19 de novembro de 2010

A deriva

  Não posso ser ingrata com o mar e dizer que nunca me encontrei com o destino desejado, mas certamente posso acusá-lo de não me ajudar. O teimoso sabe que estou aprendendo a velejar, que meus barcos – coloco no plural porque já perdi vários – são simples e movidos a remos, remos que eu preciso conduzir no braço. Todo o processo cansa, e é justamente quando eu acredito demais na calmaria e decido descansar, que o danado resolve se revoltar. Além do mais, me sinto desrespeitada quando isso acontece. Não se arruma barco com facilidade hoje em dia, é preciso ter muita coragem e força de vontade, somadas com um jogo de cintura valoroso.
  Além da “forte personalidade” do mar, tenho que aprender a lidar com saqueadores dos piratas. Como eu, também são viajantes do mar, mas preferem viajar a custa dos sacrifícios alheios. São espertos – esperteza não é qualidade – e dificilmente desfilam de bandeira preta por aí. Normalmente, não se percebe que são piratas até que tudo tenha desaparecido, com eles junto. Pra contar, fica só o prejuízo.
  A questão em si não é o fato de ter me perdido no meio da imensidão do mar. A questão é que não é a primeira, nem a segunda vez que isso me acontece. Encontrei-me assim novamente, como em todas às vezes. O que sobra de um corpo, com um resto de alma, juntando os frangalhos do que um dia já fora um pequeno barco. Meus remos? Sempre perco. Fico tempos a deriva, até ser jogada – ou encontrada – num pedaço de chão seco.
  Lá sabe Deus quantas vezes já velejei. Perdi as contas. Não porque sou desleixada ou não me dedico as minhas viagens, e sim porque sou mais nômade que “maruja”, por assim dizer. A emoção da minha vida até o agora foi navegar de um porto a outro, absorvendo e dividindo riquezas de sabedoria impagáveis.
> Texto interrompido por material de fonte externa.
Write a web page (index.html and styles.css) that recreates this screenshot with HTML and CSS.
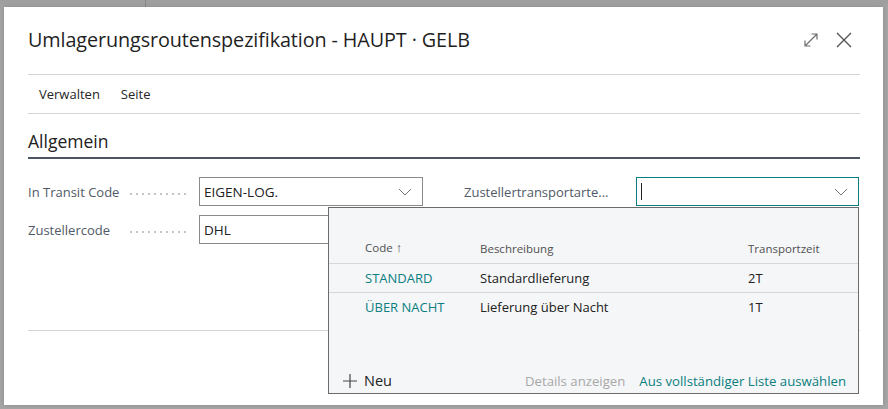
FILE: index.html
```html
<!DOCTYPE html>
<html lang="de">
<head>
<meta charset="utf-8">
<title>Umlagerungsroutenspezifikation</title>
<link rel="stylesheet" href="styles.css">
</head>
<body>
<div class="backdrop">
  <div class="bg-strip"></div>
  <div class="dialog">
    <div class="header">
      <h1 class="title">Umlagerungsroutenspezifikation - HAUPT · GELB</h1>
      <div class="header-icons">
        <svg class="icon" width="16" height="16" viewBox="0 0 16 16"><path d="M2 14 L14 2 M8.5 2 H14 V7.5 M2 8.5 V14 H7.5" fill="none" stroke="#6e6e6e" stroke-width="1.2"/></svg>
        <svg class="icon close" width="18" height="18" viewBox="0 0 18 18"><path d="M2 2 L16 16 M16 2 L2 16" fill="none" stroke="#555" stroke-width="1.4"/></svg>
      </div>
    </div>
    <div class="menu">
      <span class="menu-item">Verwalten</span>
      <span class="menu-item">Seite</span>
    </div>
    <div class="section">
      <h2 class="section-title">Allgemein</h2>
    </div>
    <div class="fields">
      <div class="col">
        <div class="field">
          <span class="label">In Transit Code</span>
          <span class="dots"></span>
          <div class="input"><span class="value">EIGEN-LOG.</span><svg class="chev" width="14" height="8" viewBox="0 0 14 8"><path d="M1 1 L7 7 L13 1" fill="none" stroke="#777" stroke-width="1"/></svg></div>
        </div>
        <div class="field">
          <span class="label">Zustellercode</span>
          <span class="dots"></span>
          <div class="input"><span class="value">DHL</span></div>
        </div>
      </div>
      <div class="col col-right">
        <div class="field">
          <span class="label label-right">Zustellertransportarte...</span>
          <span class="dots dots-short"></span>
          <div class="input input-focus"><span class="cursor"></span><svg class="chev" width="14" height="8" viewBox="0 0 14 8"><path d="M1 1 L7 7 L13 1" fill="none" stroke="#777" stroke-width="1"/></svg></div>
        </div>
      </div>
    </div>
    <div class="bottom-sep"></div>

    <div class="dropdown">
      <div class="dd-row dd-head">
        <span class="c1">Code <span class="arrow">&#8593;</span></span>
        <span class="c2">Beschreibung</span>
        <span class="c3">Transportzeit</span>
      </div>
      <div class="dd-row dd-item">
        <span class="c1 link">STANDARD</span>
        <span class="c2">Standardlieferung</span>
        <span class="c3">2T</span>
      </div>
      <div class="dd-row dd-item last">
        <span class="c1 link">ÜBER NACHT</span>
        <span class="c2">Lieferung über Nacht</span>
        <span class="c3">1T</span>
      </div>
      <div class="dd-footer">
        <span class="new"><svg width="16" height="16" viewBox="0 0 16 16"><path d="M8 1 V15 M1 8 H15" stroke="#444" stroke-width="1.2"/></svg>Neu</span>
        <span class="details">Details anzeigen</span>
        <span class="full link">Aus vollständiger Liste auswählen</span>
      </div>
    </div>
  </div>
</div>
</body>
</html>
```
FILE: styles.css
```css
html, body {
  margin: 0;
  padding: 0;
}
body {
  width: 888px;
  height: 409px;
  overflow: hidden;
  background: #a4a4a4;
  font-family: "Open Sans", "Noto Sans", "Liberation Sans", sans-serif;
  color: #212121;
}
.backdrop {
  position: relative;
  width: 888px;
  height: 409px;
  background: linear-gradient(#9e9e9e 0, #a6a6a6 8px, #a7a7a7 100%);
}
.bg-strip {
  position: absolute;
  left: 145px;
  top: 0;
  width: 1px;
  height: 7px;
  background: #8a8a8a;
}
.dialog {
  position: absolute;
  left: 4px;
  top: 7px;
  width: 879px;
  height: 398px;
  background: #fff;
  box-sizing: border-box;
  padding: 0 23px 0 24px;
  box-shadow: 0 0 6px rgba(0,0,0,0.18);
}
.header {
  height: 67px;
  display: flex;
  align-items: center;
  justify-content: space-between;
  border-bottom: 1px solid #d4d4d4;
}
.title {
  margin: 0;
  font-size: 19.8px;
  font-weight: 400;
  letter-spacing: -0.1px;
  color: #1f1f1f;
  padding-bottom: 2px;
}
.header-icons {
  display: flex;
  align-items: center;
  gap: 16px;
  margin-right: 7px;
  padding-bottom: 2px;
}
.icon { display: block; }
.menu {
  height: 38px;
  display: flex;
  align-items: center;
  gap: 21px;
  padding-left: 11px;
  border-bottom: 1px solid #d4d4d4;
  font-size: 13px;
  color: #262626;
}
.section {
  height: 43px;
  display: flex;
  align-items: flex-end;
  border-bottom: 2px solid #4d5563;
}
.section-title {
  margin: 0 0 4px 0;
  font-size: 17.5px;
  font-weight: 500;
  color: #212121;
}
.fields {
  display: flex;
  padding-top: 18px;
}
.col {
  display: flex;
  flex-direction: column;
  gap: 9px;
  width: 436px;
}
.col-right {
  width: 395px;
}
.field {
  display: flex;
  align-items: center;
  height: 29px;
}
.label {
  font-size: 13px;
  color: #505a66;
  white-space: nowrap;
}
.label-right {
  width: 148px;
}
.dots {
  flex: 1;
  height: 2px;
  margin: 4px 10px 0 8px;
  background-image: radial-gradient(circle, #c4c4c4 0.9px, transparent 1px);
  background-size: 6px 2px;
  background-repeat: repeat-x;
  background-position: right;
}
.dots-short {
  flex: 0 0 2px;
  margin: 4px 10px 0 12px;
}
.input {
  width: 224px;
  height: 29px;
  box-sizing: border-box;
  border: 1px solid #8a8a8a;
  display: flex;
  align-items: center;
  justify-content: space-between;
  padding: 0 10px 0 4px;
  font-size: 13.5px;
  color: #212121;
}
.field .input { margin-left: auto; }
.col:first-child .input { margin-left: 0; }
.col:first-child .dots { flex: 0 0 auto; width: 60px; margin-right: 11px; }
.col:first-child .label { width: 92px; }
.input-focus {
  width: 223px;
  border-color: #0a7e80;
  padding-left: 4px;
}
.cursor {
  display: block;
  width: 1px;
  height: 17px;
  background: #222;
}
.chev { display: block; }
.bottom-sep {
  margin-top: 86px;
  height: 1px;
  background: #d4d4d4;
}
.dropdown {
  position: absolute;
  left: 324px;
  top: 200px;
  width: 531px;
  height: 187px;
  box-sizing: border-box;
  background: #f5f6f8;
  border: 1px solid #6b6b6b;
  font-size: 13px;
}
.dd-row {
  display: flex;
  align-items: center;
  border-bottom: 1px solid #d6d7da;
}
.dd-row .c1 { width: 115px; padding-left: 36px; }
.dd-row .c2 { width: 268px; }
.dd-row .c3 { flex: 1; }
.dd-head {
  height: 56px;
  align-items: flex-end;
  box-sizing: border-box;
  padding-bottom: 7px;
  font-size: 11.5px;
  color: #505050;
}
.arrow { font-size: 13px; }
.dd-item {
  height: 28px;
}
.dd-item.last { border-bottom: none; }
.link { color: #0a7e80; }
.dd-footer {
  position: absolute;
  left: 0;
  right: 0;
  bottom: 3px;
  display: flex;
  align-items: center;
  padding: 0 12px 0 13px;
  font-size: 13.2px;
}
.new {
  display: flex;
  align-items: center;
  gap: 6px;
  font-size: 14.5px;
  color: #212121;
}
.details {
  margin-left: auto;
  color: #a8a8a8;
}
.full {
  margin-left: 14px;
}
```
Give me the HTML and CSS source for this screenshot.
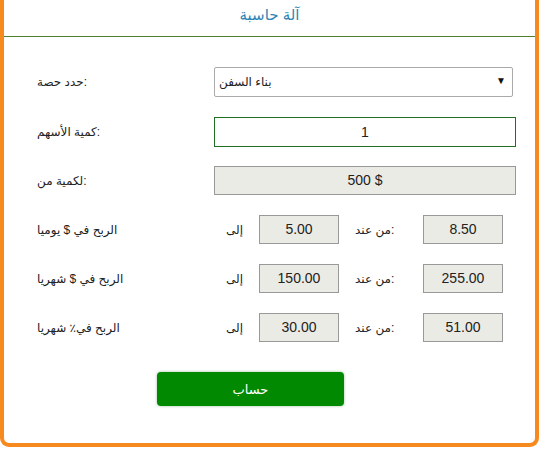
FILE: index.html
```html
<!DOCTYPE html>
<html lang="ar">
<head>
    <meta charset="UTF-8">
    <meta name="viewport" content="width=device-width, initial-scale=1.0">
    <title>آلة حاسبة</title>
    <link rel="stylesheet" href="styles.css">
</head>
<body>
    <div class="calc-box">
        <div class="calc-header">آلة حاسبة</div>

        <form class="calc-form" id="calcForm">
            <div class="form-row">
                <label for="stock">حدد حصة:</label>
                <div class="select-wrap">
                    <select id="stock" name="stock">
                        <option>بناء السفن</option>
                    </select>
                </div>
            </div>

            <div class="form-row">
                <label for="qty">كمية الأسهم:</label>
                <input type="text" id="qty" name="qty" class="qty-input" value="1">
            </div>

            <div class="form-row">
                <label>لكمية من:</label>
                <div class="out-box out-wide">500 $</div>
            </div>

            <div class="form-row">
                <label>الربح في $ يوميا</label>
                <div class="range">
                    <span class="to">إلى</span>
                    <div class="out-box">5.00</div>
                    <span class="from">من عند:</span>
                    <div class="out-box">8.50</div>
                </div>
            </div>

            <div class="form-row">
                <label>الربح في $ شهريا</label>
                <div class="range">
                    <span class="to">إلى</span>
                    <div class="out-box">150.00</div>
                    <span class="from">من عند:</span>
                    <div class="out-box">255.00</div>
                </div>
            </div>

            <div class="form-row">
                <label>الربح في٪ شهريا</label>
                <div class="range">
                    <span class="to">إلى</span>
                    <div class="out-box">30.00</div>
                    <span class="from">من عند:</span>
                    <div class="out-box">51.00</div>
                </div>
            </div>

            <button type="submit" class="calc-btn">حساب</button>
        </form>
    </div>
</body>
</html>
```

FILE: styles.css
```css
body {
    margin: 0;
    background: #fff;
    font-family: "Liberation Sans", "DejaVu Sans", sans-serif;
    color: #222;
}
.calc-box {
    width: 531px;
    border: 4px solid #f68a1f;
    border-top: none;
    border-radius: 0 0 9px 9px;
    background: #fff;
}
.calc-header {
    height: 36px;
    line-height: 30px;
    text-align: center;
    font-size: 15px;
    color: #2d84b4;
    border-bottom: 1px solid #4f7f2c;
}
.calc-form {
    padding: 30px 0 37px 33px;
    display: flex;
    flex-direction: column;
    gap: 20px;
}
.form-row {
    display: flex;
    align-items: center;
    height: 29px;
}
.form-row:first-child {
    height: 30px;
}
.form-row label {
    width: 177px;
    font-size: 12px;
}
.select-wrap {
    position: relative;
    width: 299px;
    height: 30px;
}
.select-wrap select {
    appearance: none;
    -webkit-appearance: none;
    width: 100%;
    height: 100%;
    border: 1px solid #aaa;
    border-radius: 2px;
    background: #fff;
    padding: 0 4px;
    font-family: inherit;
    font-size: 12px;
    color: #222;
}
.select-wrap::after {
    content: "▼";
    position: absolute;
    right: 7px;
    top: 8px;
    font-size: 10px;
    color: #111;
    pointer-events: none;
}
.qty-input {
    width: 302px;
    height: 30px;
    box-sizing: border-box;
    border: 1px solid #1f6d1f;
    text-align: center;
    font-family: inherit;
    font-size: 14px;
    color: #222;
}
.out-box {
    width: 80px;
    height: 29px;
    box-sizing: border-box;
    border: 1px solid #999;
    background: #ebebe5;
    font-size: 14px;
    line-height: 27px;
    text-align: center;
}
.out-wide {
    width: 302px;
}
.range {
    display: flex;
    align-items: center;
}
.range span {
    font-size: 12px;
}
.range .to {
    width: 29px;
    padding-right: 16px;
    text-align: right;
}
.range .from {
    width: 84px;
    padding-left: 16px;
    box-sizing: border-box;
}
.calc-btn {
    margin: 10px 0 0 120px;
    width: 187px;
    height: 34px;
    border: none;
    border-radius: 4px;
    background: #018a01;
    color: #fff;
    font-family: inherit;
    font-size: 13px;
    box-shadow: 0 0 3px rgba(0, 100, 0, 0.4);
    cursor: pointer;
}
```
  As viagens mais longas são assim. O mar sempre me engole. E quando vomita, faz o processo normal do vômito: devolve-me a superfície em restos desgastados, em qualquer lugar, sendo levada a lugar nenhum.
  Ouço criticas. Como ouço! Cada vez que mostro minhas cicatrizes – de tola que sou, ainda mostro – escuto que qualquer um já teria se aportado e encostado os remos em busca de estabilidade. O que não sabem é que minha estabilidade está em ver o mundo, descobrir tudo o que há nele. Mesmo que seja a duras penas, prefiro enriquecer a alma que os bolsos, e desfrutar da liberdade que só o conhecimento dá ao homem. Os piratas podem me levar até as ceroulas, mas o que eu aprendi... Ah, isso é só meu. Meu conhecimento eles não levam, tão pouco desfrutam.
  Agradeço pela ajuda e estadia, não tenho prata nem ouro, apenas gratidão e esse monte de papéis soltos para lhe dar em troca. Já estou recuperada, arranjei barco novo, já passo partir. Preciso seguir viagem, o mundo é grande e o tempo é curto.
  Fique tranqüilo, vou em paz e não tenho medo. Sei que é certo que um dia o mar irá me engolir de vez, e não me devolverá. Neste momento, o imenso rebelde fará diferente. Irá digerir meu corpo, e arrotar minh’alma de forma libertadora com ar de satisfação, para que esta busque esses papeis soltos dos quais lhe falei, acabo sempre deixando alguns por onde passo. Neles sim me aportarei, guiarei novos remos e serei eterna.